Piano Concerto No. 3 & Variations on a Theme of Corelli
Rachmaninov’s gift as a storyteller extends to a large spectrum of musical forms, from powerful, gripping, cinematic short stories, such as many of his piano miniatures, through to longer compositions (his Isle of the Dead is among the most evocative tone poems I know) and up to the large-scale canvases of his symphonies. In his concertos, I feel that the element of storytelling reaches a unique high point in Piano Concerto No. 3, Op. 30—a narrative tapestry of such richness and variety that it seems to me to rival that of a great novel. The concerto’s length and scope allow it to explore a broad musical terrain, with many digressions and subplots woven into the main narrative. (read more—full sleeve notes)
Gramophone - Editor's Choice
Pizzicato - Supersonic
NDR Kultur - CD of the week
Boris Giltburg’s new Naxos recording of the D minor Concerto with Carlos Miguel Prieto and the Royal Scottish National Orchestra shatters the encrustation of reputational habit, offering instead a vividly imaginative re creation of a score that lives and breathes with irresistible vitality. Giltburg’s approach is fundamentally lyrical, rhetorically apt and, aided and abetted by Prieto and the Scots, sensitive to every marking in the score.
[...] In place of Cliburn’s sensually beautiful sound or Horowitz’s feline nervous energy, Giltburg gives us thoughtfully conceived rhetoric, with an unerring focus on Rachmaninov’s shrewd harmonic movement rather than a succession of dazzling figuration. Human scale, naturally sculpted phrases and pliant rhythms compellingly invite our reconsideration of this formidable artwork.
Gramopohone, July 2018
Giltburg’s masterfully coherent, richly detailed, colourful and overall exciting account of Rachmaninov’s Third Concerto is a real treat. The pianist is extremely well supported by the Scottish National under Carlos Miguel Prieto in a well-balanced recording. Giltburg’s Corelli Variations are no less thrilling. He is not only displaying a fantastic digital dexterity but he also shows the various moods of the piece to perfection.
Pizzicato, July 2018
More impressive piano playing this week comes from the Russian-born, Israeli-bred Boris Giltburg.

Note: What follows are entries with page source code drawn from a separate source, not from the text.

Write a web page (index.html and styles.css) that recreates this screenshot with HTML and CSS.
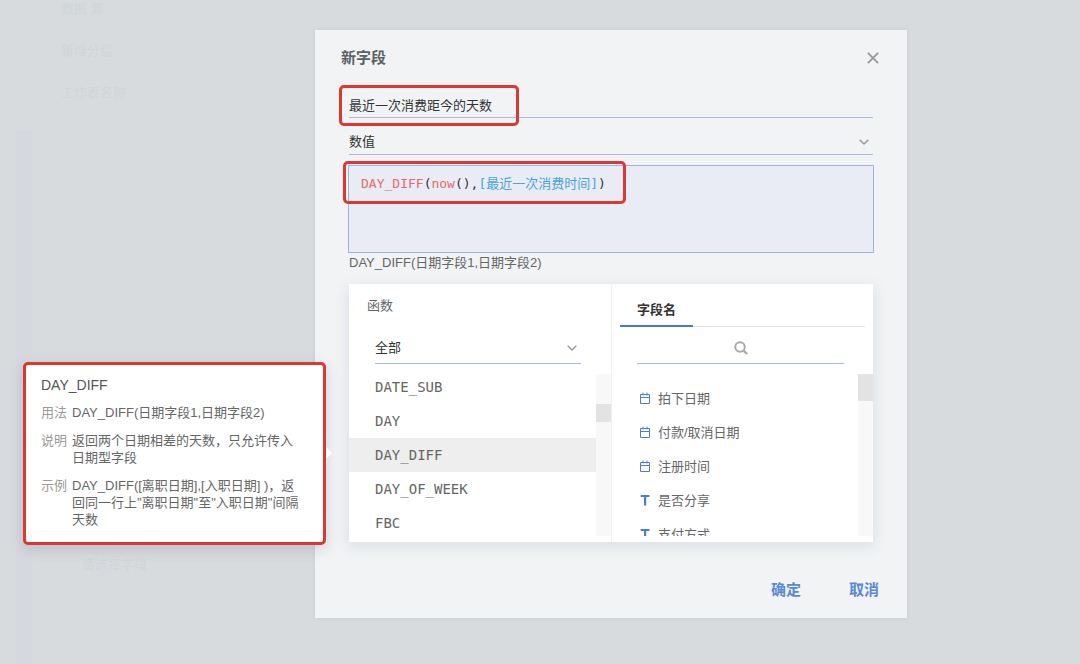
FILE: index.html
```
<!DOCTYPE html>
<html lang="zh-CN">
<head>
    <meta charset="UTF-8">
    <meta name="viewport" content="width=device-width, initial-scale=1.0">
    <title>新字段</title>
    <link rel="stylesheet" href="styles.css">
</head>
<body>
    <!-- icons -->
    <svg class="icon-defs" aria-hidden="true">
        <symbol id="icon-chevron" viewBox="0 0 10 6">
            <path d="M.7.7 5 5 9.3.7" fill="none" stroke="currentColor" stroke-width="1.4"/>
        </symbol>
        <symbol id="icon-date" viewBox="0 0 12 12">
            <path d="M1.5 2.500h9v9h-9zM1.5 5.500h9M4 .5v3M8 .5v3" fill="none" stroke="currentColor" stroke-width="1"/>
        </symbol>
        <symbol id="icon-text" viewBox="0 0 12 12">
            <path d="M1.700 1h8.800v2.100H7.200V11.500H5V3.100H1.700z" fill="currentColor"/>
        </symbol>
    </svg>

    <div class="page">
        <div class="side-bar"></div>
        <div class="page-list">
            <span>数据 源</span>
            <span>新增分组</span>
            <span>工作表名称</span>
            <span class="page-field">请选择字段</span>
        </div>
    </div>

    <div class="overlay">
        <div class="modal" role="dialog" aria-labelledby="modal-title">
            <div class="modal-header">
                <h1 id="modal-title">新字段</h1>
                <button class="close" type="button" aria-label="关闭">
                    <svg width="12" height="12" viewBox="0 0 12 12"><path d="M.9.9l10.200 10.200M11.100.9.9 11.100" fill="none" stroke="currentColor" stroke-width="1.900"/></svg>
                </button>
            </div>

            <div class="modal-body">
                <div class="field">
                    <input class="line-input" type="text" aria-label="字段名称" value="最近一次消费距今的天数">
                    <div class="mark mark-name"></div>
                </div>

                <div class="field picker">
                    <select class="line-input" aria-label="字段类型">
                        <option>数值</option>
                    </select>
                    <svg class="chevron"><use href="#icon-chevron"/></svg>
                </div>

                <div class="editor">
                    <textarea class="code" aria-label="公式" spellcheck="false">DAY_DIFF(now(),[最近一次消费时间])</textarea>
                    <pre class="code code-view" aria-hidden="true"><span class="fn">DAY_DIFF</span>(<span class="fn">now</span>(),<span class="col">[最近一次消费时间]</span>)</pre>
                    <div class="mark mark-code"></div>
                </div>
                <p class="hint">DAY_DIFF(日期字段1,日期字段2)</p>

                <div class="panel">
                    <div class="functions">
                        <h2>函数</h2>
                        <div class="picker function-type">
                            <select class="line-input" aria-label="函数类型">
                                <option>全部</option>
                            </select>
                            <svg class="chevron"><use href="#icon-chevron"/></svg>
                        </div>
                        <div class="scroll-area">
                            <ul class="function-list">
                                <li><button type="button">DATE_SUB</button></li>
                                <li><button type="button">DAY</button></li>
                                <li><button type="button" class="active">DAY_DIFF</button></li>
                                <li><button type="button">DAY_OF_WEEK</button></li>
                                <li><button type="button">FBC</button></li>
                            </ul>
                            <div class="track track-functions"><div class="thumb"></div></div>
                        </div>
                    </div>

                    <div class="fields">
                        <div class="tabs" role="tablist">
                            <button class="tab active" type="button" role="tab" aria-selected="true">字段名</button>
                        </div>
                        <div class="search">
                            <input class="line-input" type="search" aria-label="搜索字段">
                            <svg class="search-icon" viewBox="0 0 14 14"><circle cx="6" cy="6" r="4.800" fill="none" stroke="currentColor" stroke-width="2"/><path d="M9.400 9.400 13 13" stroke="currentColor" stroke-width="2.400"/></svg>
                        </div>
                        <div class="scroll-area">
                            <ul class="field-list">
                                <li><button type="button"><svg><use href="#icon-date"/></svg>拍下日期</button></li>
                                <li><button type="button"><svg><use href="#icon-date"/></svg>付款/取消日期</button></li>
                                <li><button type="button"><svg><use href="#icon-date"/></svg>注册时间</button></li>
                                <li><button type="button"><svg><use href="#icon-text"/></svg>是否分享</button></li>
                                <li><button type="button"><svg><use href="#icon-text"/></svg>支付方式</button></li>
                            </ul>
                            <div class="track track-fields"><div class="thumb"></div></div>
                        </div>
                    </div>
                </div>
            </div>

            <div class="modal-footer">
                <button type="button">确定</button>
                <button type="button">取消</button>
            </div>

            <div class="tooltip" role="tooltip">
                <h3>DAY_DIFF</h3>
                <dl>
                    <dt>用法</dt>
                    <dd>DAY_DIFF(日期字段1,日期字段2)</dd>
                    <dt>说明</dt>
                    <dd>返回两个日期相差的天数，只允许传入日期型字段</dd>
                    <dt>示例</dt>
                    <dd>DAY_DIFF([离职日期],[入职日期] )，返回同一行上"离职日期"至"入职日期"间隔天数</dd>
                </dl>
            </div>
        </div>
    </div>
</body>
</html>
```
FILE: styles.css
```
* {
    box-sizing: border-box;
}
body {
    margin: 0;
    min-height: 100vh;
    background-color: #d7dbde;
    color: #666;
    font-family: "Liberation Sans", "Noto Sans CJK SC", sans-serif;
    font-size: 13px;
    line-height: 17px;
}
h1, h2, h3, p, ul, dl, dd, pre {
    margin: 0;
    padding: 0;
}
ul {
    list-style: none;
}
button, input, select, textarea {
    margin: 0;
    padding: 0;
    border: none;
    border-radius: 0;
    outline: none;
    background: none;
    color: inherit;
    font: inherit;
}
button {
    cursor: pointer;
}
.icon-defs {
    display: none;
}

/* page behind the dialog */
.page {
    display: flex;
    min-height: 100vh;
    padding-left: 16px;
}
.side-bar {
    width: 16px;
    margin-top: 130px;
    background-color: #d5d8df;
}
.page-list {
    display: flex;
    flex-direction: column;
    gap: 25px;
    padding-left: 29px;
    color: #d1d5d8;
}
.page-field {
    margin-top: 430px;
    padding-left: 21px;
}

/* dialog */
.overlay {
    position: absolute;
    top: 0;
    left: 0;
    width: 100%;
    padding: 30px 173px 46px 315px;
}
.modal {
    position: relative;
    padding: 18px 28px 18px 26px;
    background-color: #f1f3f5;
    box-shadow: 0 0 4px rgba(90, 100, 120, 0.12);
}
.modal-header {
    display: flex;
    align-items: center;
    justify-content: space-between;
    height: 20px;
}
.modal-header h1 {
    color: #5c6167;
    font-size: 15px;
    font-weight: bold;
    line-height: 20px;
}
.close {
    display: flex;
    padding: 4px 0 4px 4px;
    color: #999;
}
.modal-body {
    padding: 23px 6px 0 8px;
}
.field {
    position: relative;
    margin-bottom: 10px;
}
.line-input {
    display: block;
    width: 100%;
    height: 27px;
    border-bottom: 1px solid #a6bbdf;
    appearance: none;
    color: #333;
}
.picker, .search {
    display: grid;
    align-items: center;
}
.picker > *, .search > * {
    grid-area: 1 / 1;
}
.chevron {
    width: 10px;
    height: 6px;
    margin-right: 4px;
    justify-self: end;
    color: #999;
    pointer-events: none;
}

/* red frames */
.mark {
    position: absolute;
    border: 3px solid #db382f;
    border-radius: 5px;
    pointer-events: none;
}
.mark-name {
    top: -6px;
    left: -10px;
    width: 180px;
    height: 41px;
}
.mark-code {
    top: -5px;
    left: -6px;
    width: 283px;
    height: 43px;
}

/* formula editor */
.editor {
    position: relative;
    display: grid;
    height: 88px;
    margin: 0 -1px;
    border: 1px solid #9fb4df;
    background-color: #e9ecf4;
}
.code {
    grid-area: 1 / 1;
    padding: 9px 12px;
    color: transparent;
    caret-color: #333;
    font-family: "DejaVu Sans Mono", "Noto Sans CJK SC", monospace;
    font-size: 13px;
    line-height: 18px;
    resize: none;
}
.code-view {
    color: #333;
    pointer-events: none;
}
.fn {
    color: #e8686c;
}
.col {
    color: #4ba3d9;
}
.hint {
    margin: 1px 0 13px;
}

/* functions and fields */
.panel {
    display: grid;
    grid-template-columns: 263px 1fr;
    height: 258px;
    background-color: #fff;
    box-shadow: 0 4px 14px rgba(80, 100, 120, 0.14);
}
.functions {
    border-right: 1px solid #f0f1f2;
}
.functions h2 {
    padding: 13px 18px 0;
    font-size: 13px;
    font-weight: normal;
}
.function-type {
    margin: 17px 30px 6px 26px;
}
.function-type .line-input {
    height: 33px;
}
.scroll-area {
    display: flex;
}
.scroll-area ul {
    flex: 1;
    overflow: hidden;
}
.scroll-area li button {
    display: flex;
    align-items: center;
    width: 100%;
    height: 34px;
}
.function-list button {
    padding-left: 26px;
    font-family: "DejaVu Sans Mono", monospace;
    font-size: 14px;
}
.function-list .active {
    background-color: #eee;
}
.track {
    width: 15px;
    height: 162px;
    background-color: #f8f8f8;
}
.track-functions {
    margin-top: 4px;
    padding-top: 30px;
}
.thumb {
    height: 18px;
    background-color: #e3e3e3;
}
.track-fields .thumb {
    height: 27px;
}
.tabs {
    display: flex;
    height: 43px;
    margin: 0 8px;
    box-shadow: inset 0 -1px #dfe2e5;
}
.tab {
    padding: 10px 17px 0;
}
.tab.active {
    border-bottom: 2px solid #4c79c6;
    color: #333;
    font-weight: bold;
}
.search {
    margin: 4px 29px 10px 25px;
}
.search .line-input {
    height: 33px;
}
.search-icon {
    width: 14px;
    height: 14px;
    justify-self: center;
    color: #aaa;
    pointer-events: none;
}
.field-list {
    height: 162px;
    padding-top: 7px;
}
.field-list button {
    gap: 7px;
    padding-left: 27px;
}
.field-list svg {
    width: 12px;
    height: 12px;
    color: #4c7fcb;
}

.modal-footer {
    display: flex;
    justify-content: flex-end;
    gap: 48px;
    margin-top: 38px;
    color: #5b89d4;
    font-size: 15px;
    line-height: 20px;
}
.modal-footer button {
    font-weight: bold;
}

/* function help */
.tooltip {
    position: absolute;
    top: 332px;
    right: calc(100% - 11px);
    width: 303px;
    padding: 12px 19px 14px 15px;
    border: 3px solid #db382f;
    border-radius: 5px;
    background-color: #fff;
    box-shadow: 0 4px 14px rgba(70, 80, 130, 0.2);
}
.tooltip::after {
    content: "";
    position: absolute;
    top: 82px;
    left: 100%;
    margin-left: 3px;
    border: 6px solid transparent;
    border-left-color: #fff;
    border-right: none;
}
.tooltip h3 {
    margin-bottom: 10px;
    color: #555;
    font-size: 14px;
    font-weight: 500;
}
.tooltip dl {
    display: grid;
    grid-template-columns: 26px 1fr;
    gap: 11px 5px;
}
.tooltip dt {
    color: #999;
}
```
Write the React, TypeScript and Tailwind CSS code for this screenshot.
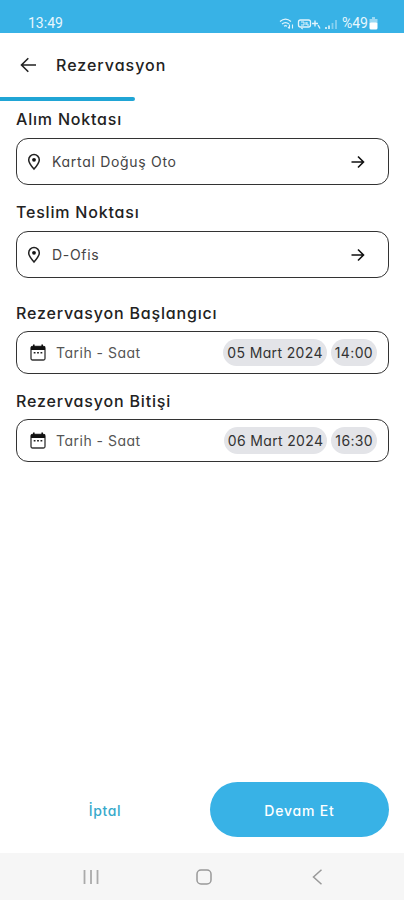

Aside from his technical dexterity, the chief glory in his account of Rachmaninov’s Concerto No 3, recorded two years ago with the Royal Scottish National Orchestra and the conductor Carlo Miguel Prieto, is the performance’s overarching sweep. Whatever the mood, pensive or muscular, dark-toned or brilliant, the notes keep flowing, intricately patterned with echoing gestures and hidden variations. Coupled with the RSNO’s warm radiance, the cumulative effect is deliciously heady.
The Times, May 2018
An Israeli pianist with Russian roots, a Scottish orchestra, a Mexican conductor—you would think of this as not a really special cast in today’s Classical music business. But then you hear that there is something melting in the sound that does not just repeat the tradition of that “great, old, heavy, soulful Russian” cliché. Just the opposite is the case: The orchestra sounds light, bright, elastic and that fits formidably well to that well controlled and explicitly balanced way of piano playing by Boris Giltburg.